State Attorney General (AG) Letitia James has backed down from taking action against the city’s Taxi & Limousine Commission (TLC) a year after announcing an $810 million lawsuit alleging fraud pertaining to the pricing of yellow cab medallions. The attorney general’s office told Crain’s in Feb. that it believes the relief package proposed last year by the New York Taxi Workers Alliance (NYTWA) is the best way to resolve the long-standing fiscal issues plaguing medallion owners.

“This proposal would provide a fiscally fair and responsible way to support the recovery of the taxi medallion industry by guaranteeing loans written down to no more than $125,000 – which is why I have been working with the city to approve it since last year,” James said. The AG’s office said a lawsuit against the city and TLC would draw out the process for months, or possibly years, and that the bailout package is the most efficient way to quickly support the needs of the industry.

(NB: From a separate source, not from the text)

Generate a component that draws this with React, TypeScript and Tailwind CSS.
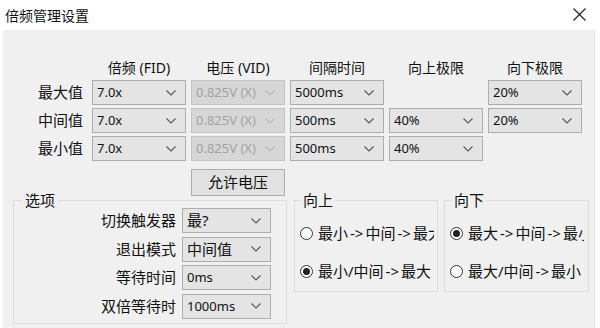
import React from "react";

const FONT = { fontFamily: '"Noto Sans", "Noto Sans CJK SC", sans-serif' };

function Chevron({ color }: { color: string }) {
    return (
        <svg width="10" height="6" viewBox="0 0 10 6" className="shrink-0">
            <polyline points="0.5,0.5 5,5 9.5,0.5" fill="none" stroke={color} strokeWidth="1.1" />
        </svg>
    );
}

function Combo({ value, disabled = false, cjk = false }: { value: string; disabled?: boolean; cjk?: boolean }) {
    return (
        <div
            className={
                disabled
                    ? "h-[25px] flex items-center justify-between pl-[4px] pr-[9px] border border-[#c4c4c4] bg-[#d6d6d6] text-[#a2a2a2] text-[13px]"
                    : "h-[25px] flex items-center justify-between pl-[4px] pr-[9px] border border-[#adadad] bg-[#e4e4e4] text-[#111] " +
                      (cjk ? "text-[15px]" : "text-[13px]")
            }
        >
            <span className="whitespace-nowrap leading-none">{value}</span>
            <Chevron color={disabled ? "#b8b8b8" : "#555"} />
        </div>
    );
}

function Radio({ checked, label }: { checked: boolean; label: string }) {
    const parts = label.split("->");
    return (
        <div className="h-[20px] w-[134px] flex items-center gap-[5px] overflow-hidden">
            <span className="w-[13px] h-[13px] shrink-0 rounded-full border border-[#333] bg-white flex items-center justify-center">
                {checked && <span className="w-[7px] h-[7px] rounded-full bg-[#222]" />}
            </span>
            <span className="whitespace-nowrap text-[15px] text-[#111] leading-none">
                {parts.map((p, i) => (
                    <React.Fragment key={i}>
                        {i > 0 && <span className="mx-[2px]">-&gt;</span>}
                        {p}
                    </React.Fragment>
                ))}
            </span>
        </div>
    );
}

const headers = ["倍频 (FID)", "电压 (VID)", "间隔时间", "向上极限", "向下极限"];

export default function App() {
    return (
        <div className="w-[600px] h-[328px] bg-white overflow-hidden" style={FONT}>
            {/* Title bar */}
            <div className="h-[30px] flex items-center justify-between pl-[5px] pr-[14px]">
                <span className="text-[14px] text-[#111]">倍频管理设置</span>
                <svg width="13" height="13" viewBox="0 0 13 13" className="-mt-[2px]">
                    <path d="M0.5 0.5L12.5 12.5M12.5 0.5L0.5 12.5" stroke="#222" strokeWidth="1.2" />
                </svg>
            </div>

            {/* Panel */}
            <div className="ml-[3px] w-[592px] h-[298px] bg-[#f0f0f0] border-r border-[#e2e2e2]">
                <div className="grid grid-cols-[84px_repeat(5,94px)] gap-x-[5px] gap-y-[3px] pt-[28px] text-[#111]">
                    <div />
                    {headers.map((h) => (
                        <div key={h} className="h-[19px] flex items-center justify-center text-[14px] whitespace-nowrap">
                            {h}
                        </div>
                    ))}

                    {/* 最大值 */}
                    <div className="h-[25px] flex items-center justify-end pr-[4px] text-[15px]">最大值</div>
                    <Combo value="7.0x" />
                    <Combo value="0.825V (X)" disabled />
                    <Combo value="5000ms" />
                    <div />
                    <Combo value="20%" />

                    {/* 中间值 */}
                    <div className="h-[25px] flex items-center justify-end pr-[4px] text-[15px]">中间值</div>
                    <Combo value="7.0x" />
                    <Combo value="0.825V (X)" disabled />
                    <Combo value="500ms" />
                    <Combo value="40%" />
                    <Combo value="20%" />

                    {/* 最小值 */}
                    <div className="h-[25px] flex items-center justify-end pr-[4px] text-[15px]">最小值</div>
                    <Combo value="7.0x" />
                    <Combo value="0.825V (X)" disabled />
                    <Combo value="500ms" />
                    <Combo value="40%" />
                    <div />

                    <button className="col-start-3 mt-[5px] h-[27px] border border-[#adadad] bg-[#e1e1e1] text-[15px] text-[#111] flex items-center justify-center">
                        允许电压
                    </button>
                </div>

                {/* Bottom groups */}
                <div className="flex items-start ml-[10px]">
                    <fieldset className="w-[274px] h-[128px] border border-[#dcdcdc]">
                        <legend className="ml-[9px] px-[2px] text-[15px] leading-[8px] text-[#111]">选项</legend>
                        <div className="grid grid-cols-[156px_89px] gap-x-[6px] gap-y-[3.5px] pl-[6px] pt-[4px] text-[#111]">
                            <div className="h-[25px] flex items-center justify-end text-[15px]">切换触发器</div>
                            <Combo value="最?" cjk />
                            <div className="h-[25px] flex items-center justify-end text-[15px]">退出模式</div>
                            <Combo value="中间值" cjk />
                            <div className="h-[25px] flex items-center justify-end text-[15px]">等待时间</div>
                            <Combo value="0ms" />
                            <div className="h-[25px] flex items-center justify-end text-[15px]">双倍等待时</div>
                            <Combo value="1000ms" />
                        </div>
                    </fieldset>

                    <fieldset className="ml-[7px] w-[144px] h-[96px] border border-[#dcdcdc]">
                        <legend className="ml-[6px] px-[2px] text-[15px] leading-[8px] text-[#111]">向上</legend>
                        <div className="flex flex-col gap-[18px] pl-[5px] pt-[19px]">
                            <Radio checked={false} label="最小->中间->最大" />
                            <Radio checked label="最小/中间->最大" />
                        </div>
                    </fieldset>

                    <fieldset className="ml-[6px] w-[145px] h-[96px] border border-[#dcdcdc]">
                        <legend className="ml-[7px] px-[2px] text-[15px] leading-[8px] text-[#111]">向下</legend>
                        <div className="flex flex-col gap-[18px] pl-[5px] pt-[19px]">
                            <Radio checked label="最大->中间->最小" />
                            <Radio checked={false} label="最大/中间->最小" />
                        </div>
                    </fieldset>
                </div>
            </div>
        </div>
    );
}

“[The relief package is] an idea, a suggestion, not legislation,” said Christopher Lynn, TLC chairman from 1996 to 1998. “What’s that got to do with legal proceedings? How is that consistent or inconsistent with illegal conduct?”

The attorney general’s office issued a “notice of claim” Feb. 2020 to Comptroller Scott Stringer, stating its intent to file a lawsuit against the city and TLC, but never did, according to the AG’s office. They accused the TLC of artificially inflating the price of taxicab licenses beginning in 2004, permitting collusive bidding, and failing to disclose that the price of taxi licenses outstripped their underlying value.

Serious accusations in the AG’s notice of claim remain unresolved. James accused the TLC of fraud, unjust enrichment and violations of two state laws relating to fraudulent practices. The AG also had sought injunctive relief to halt the TLC from continuing what it called “unlawful conduct” relating to the taxi medallion market.

It is not clear if, or when, the AG’s office halted its investigation into alleged TLC malfeasance. At the time of the Feb. 2020 announcement, the AG’s office stated that “funds recovered will go toward restitution for medallion owners.”

“If the medallion is still delinquent and goes up for sale, the city would go in and place a minimum bid on whatever is left on the $125,000,” Bhairavi Desai, executive director of the NYTWA said. “If no one bids higher, the city would spend the money to purchase the medallion and then turn around and resell it to recoup the money.”

Desai estimated a net cost to the city of $75 million over 20 years. She said her risk model assumed a worst-case scenario including a foreclosure rate at 5%, 6,000 outstanding loans, and the resale value of the medallion never exceeding $75,000 over 20 years.